I peered up from my phone, my wife nudged me and said, “She’s talking to you!”

I shook my head and responded with a hushed tone, “No, she’s not.”

Pastor Stacy continued and what she said raised the hair on my arms. As she continued, she nearly repeated verbatim the conversation that Julia and I had shared on our front porch just two days before.

My immediate thought was to talk to Pastor Stacy about this, but again, I received a message I deemed to be from God, and that message was to speak to Pastor Keith.

 

Keith serves as the Executive Pastor at our church. And while I had no logical reason not to talk to Keith, he wasn’t someone I necessarily wanted to seek out. But, I decided that maybe I should start listening to the directions I had been given.

I sent Keith an email, to which he quickly responded, and we arranged to meet at a local coffee shop.

 

Not sure if I was losing my mind or being instructed by God, I sat down with Keith for clarity.

He assured me that I was indeed not crazy, and it was his supportive nature that helped me sort through the many happenings in my life. He encouraged me to take time and to pray about it. He wanted to know if God would continue to talk to me. I decided to take his advice. 

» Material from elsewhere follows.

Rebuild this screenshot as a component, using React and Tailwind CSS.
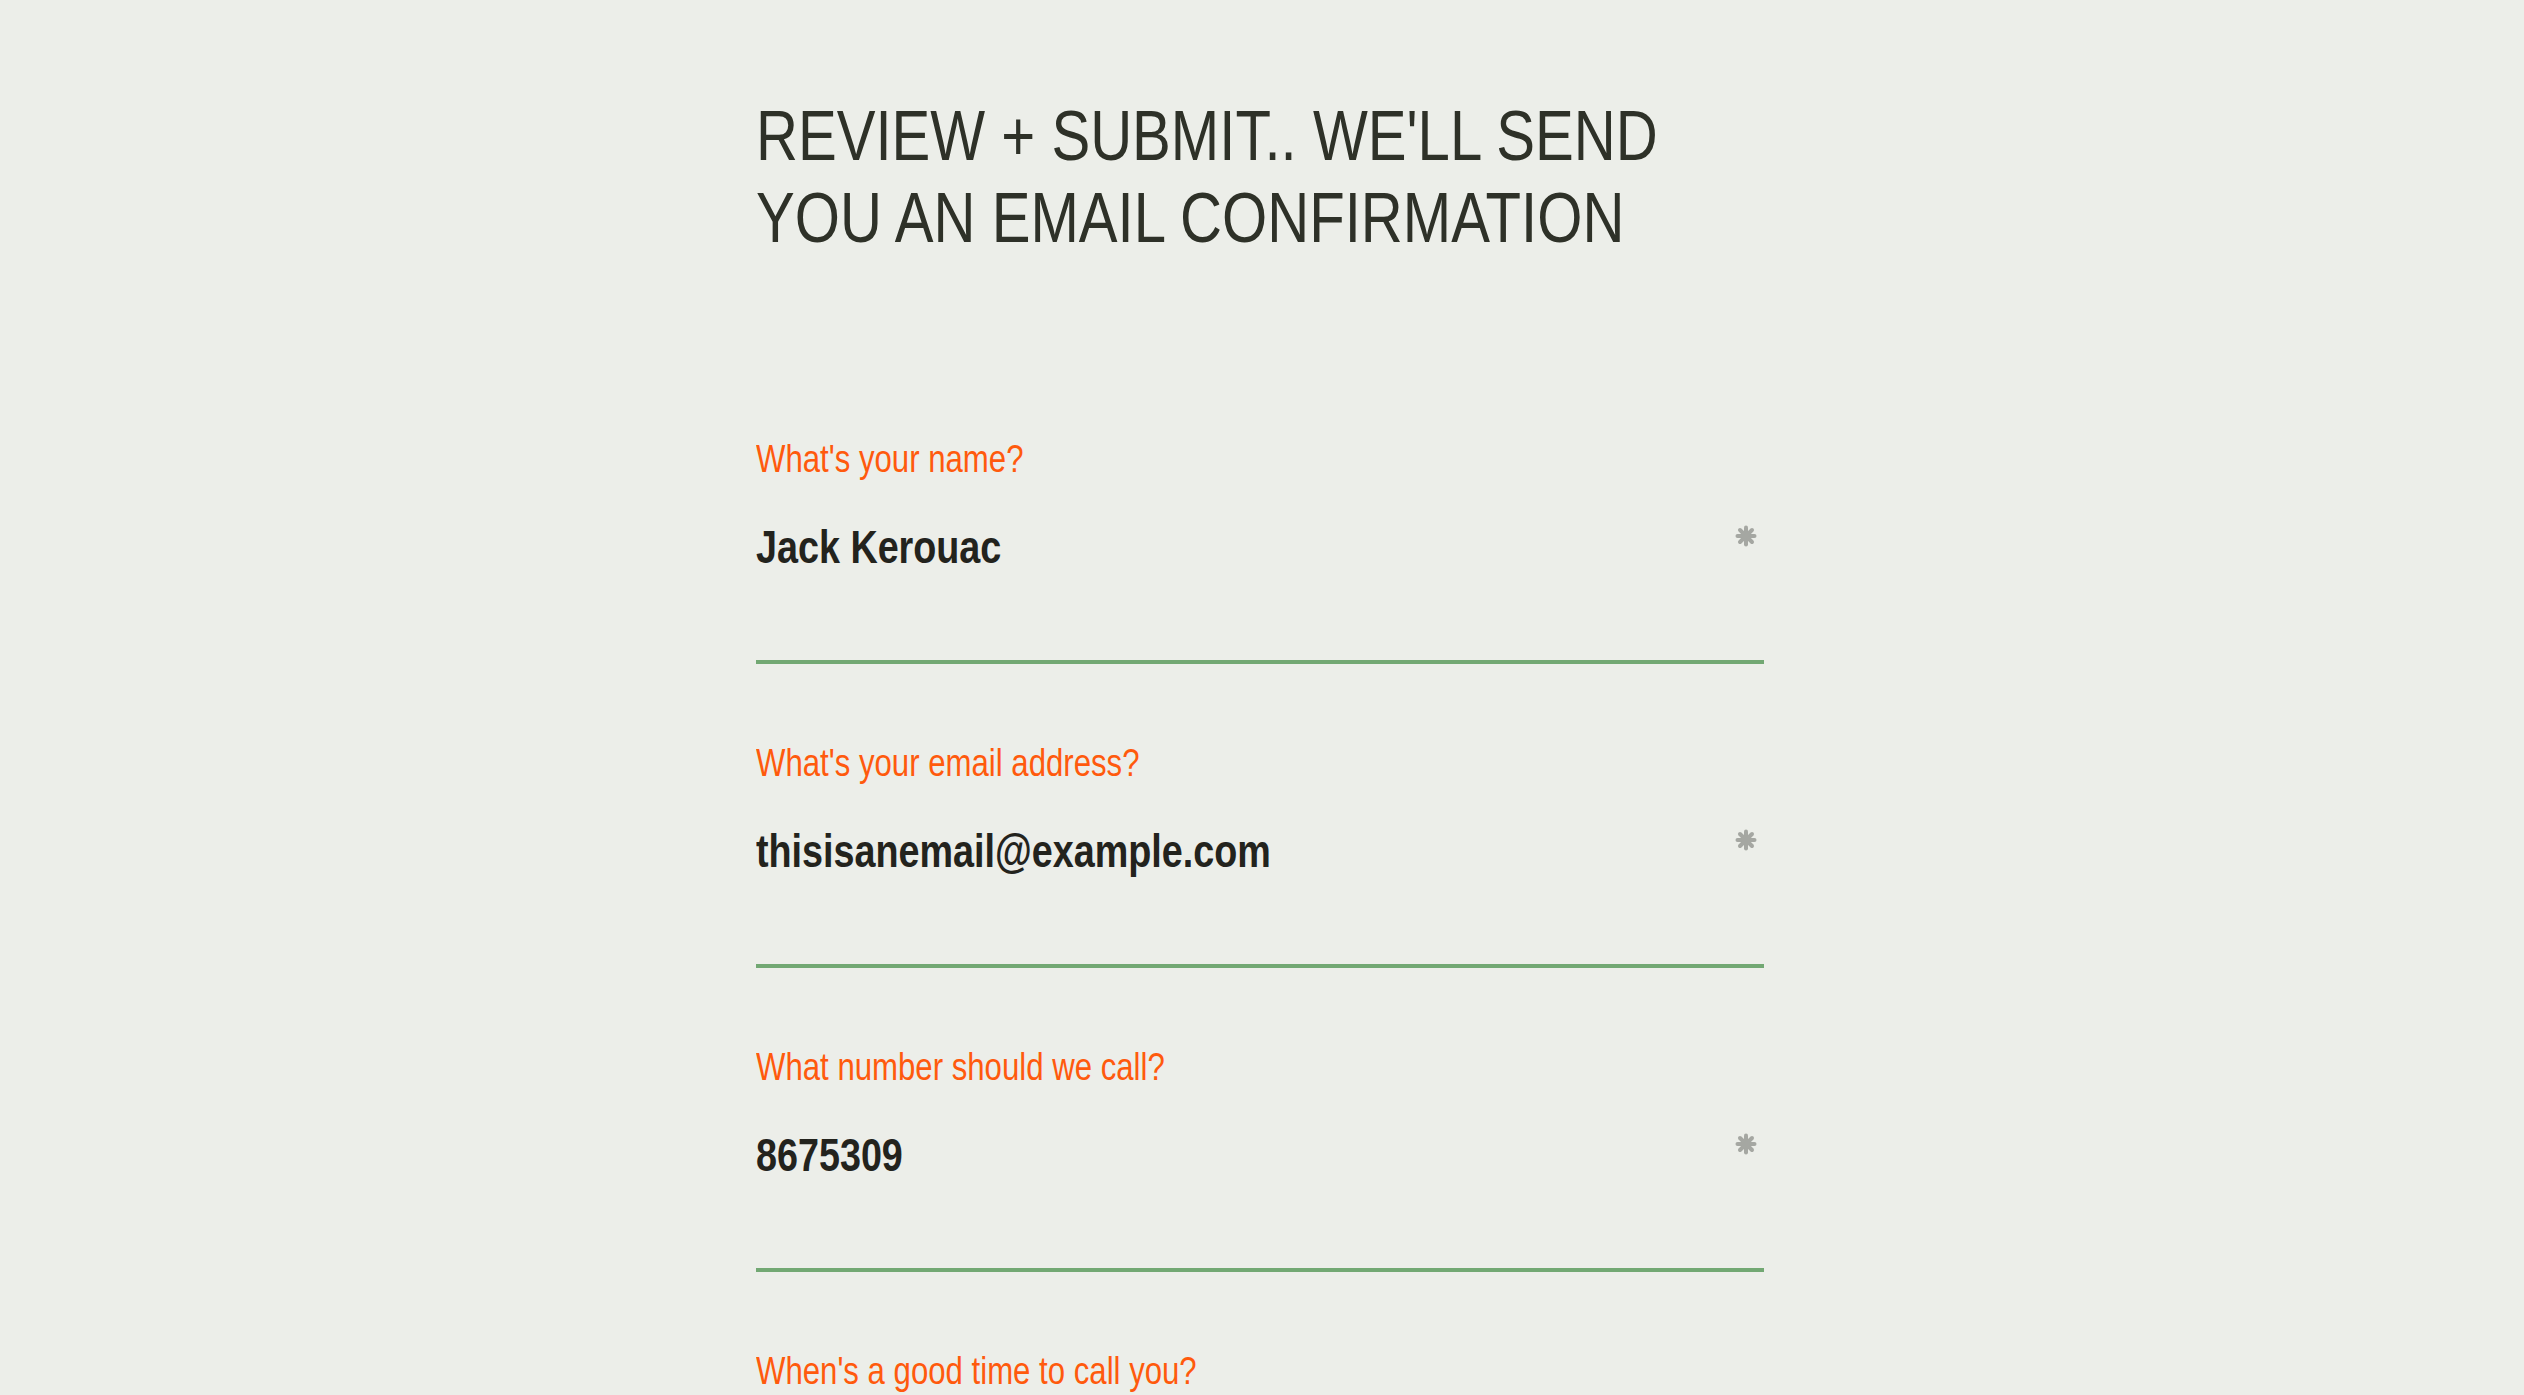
const fields = [
  { label: "What's your name?", value: 'Jack Kerouac' },
  { label: "What's your email address?", value: 'thisisanemail@example.com' },
  { label: 'What number should we call?', value: '8675309' },
  { label: "When's a good time to call you?", value: '' },
];

// narrow face is not installed, so Liberation Sans is squeezed to Arial Narrow widths
const narrow = 'inline-block whitespace-nowrap origin-left scale-x-[0.82]';
const narrowHead = 'inline-block whitespace-nowrap origin-left scale-x-[0.83]';

function Asterisk() {
  return (
    <svg width="22" height="22" viewBox="0 0 22 22" className="shrink-0 mt-[6px] mr-[7px]">
      <g stroke="#a5a7a2" strokeWidth="4" strokeLinecap="round">
        <line x1="11" y1="2.5" x2="11" y2="19.5" />
        <line x1="2.5" y1="11" x2="19.5" y2="11" />
        <line x1="5" y1="5" x2="17" y2="17" />
        <line x1="17" y1="5" x2="5" y2="17" />
      </g>
    </svg>
  );
}

export default function App() {
  return (
    <div className="min-h-screen bg-[#eceee9] font-['Liberation_Sans',Arial,sans-serif]">
      <div className="w-[1012px] mx-auto pr-[4px] pt-[95px]">
        <h1 className="flex flex-col items-start text-[70px] leading-[82px] font-normal text-[#2e3128] uppercase">
          <span className={narrowHead}>Review + Submit.. We'll send</span>
          <span className={narrowHead}>you an email confirmation</span>
        </h1>

        <div className="mt-[177px] flex flex-col">
          {fields.map((f) => (
            <div key={f.label} className="mb-[76px]">
              <label className="block text-[38px] leading-[46px] text-[#ff5a0d]">
                <span className={narrow}>{f.label}</span>
              </label>
              <div className="mt-[37px] flex items-start justify-between border-b-4 border-[#72a873] pb-[85px]">
                <span className={`${narrow} text-[46px] leading-[56px] font-bold text-[#23231d]`}>{f.value}</span>
                <Asterisk />
              </div>
            </div>
          ))}
        </div>
      </div>
    </div>
  );
}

I took the next month to pray about what God wanted me to do. Praying was not easy for me, but I did my best to immerse myself in conversation with God.  I prayed aloud with deep sincerity. I asked God to show me signs, I asked for things I was unsure He could or would deliver. But, he did. Even things I deemed impossible.

I was hosting a number of softball camps on the East Coast. Rain was predicted nearly every day - which would force us to cancel our work. Rain forecasts varied in different locations from 40%-90% each day.

 

Each night prior to camp, I found myself praying for the opportunity to do my work without being impacted by rain. God answered my prayers each day. There were days the location where we were having camp was surrounded by large intense yellow and red masses on the radar, encircling our location, however it did not rain in our location. People found themselves astounded as they used their phones to show me local radars indicating flood-inducing rains occurring short distances from where we stood. Yet, our location remained untouched during our activities. However, on several occasions, at the very instant we finished our camp activities, rain would begin to fall.  

It was a powerful and overwhelming indication that God was proving Himself to me. 

Each day God showed me 444 in some unique way. The most astounding, as I was preparing to leave a parking garage in New Jersey plotting my route to my destination in Canton, Ohio, over 6 ½ hours away, I found myself staring at a GPS showing that I was exactly 444 miles away. 

 

This is but one example experienced over those 30 days.

Exhausted by His pursuit, having been reluctant to follow His instructions, I have finally yielded myself to God's will. I am now sharing my story and doing exactly what he has asked me to do. I’ve come to learn that this is no longer about what I want, but it’s rather what God wants for me.

Admittedly, I do not know exactly what 444 means. I’ve studied scripture, I’ve done extensive research, and I cannot find anything that resonates with me to be a perfect match. However, I am confident that He used the sequence to get my attention to bring me closer to God, and to put me on a path to share His message. God is real, He exists, He communicates with us, He pursues us, He loves us, and He will never-ever give up on any of us. 

My accounts prove that not only is God Real, but God speaks to us. He commands us. He provides a path for each of us. He spoke to me, and I know He speaks to others. We must choose to listen and be obedient to his commands. Follow His path and do as he desires.  When we do, he enriches our lives, fills the voids, and provides for our needs.

I would encourage everyone to speak with sincerity to God. Look for the ways He chooses to communicate with you, cherish Him, honor Him, and deeply value the love He has for all of us.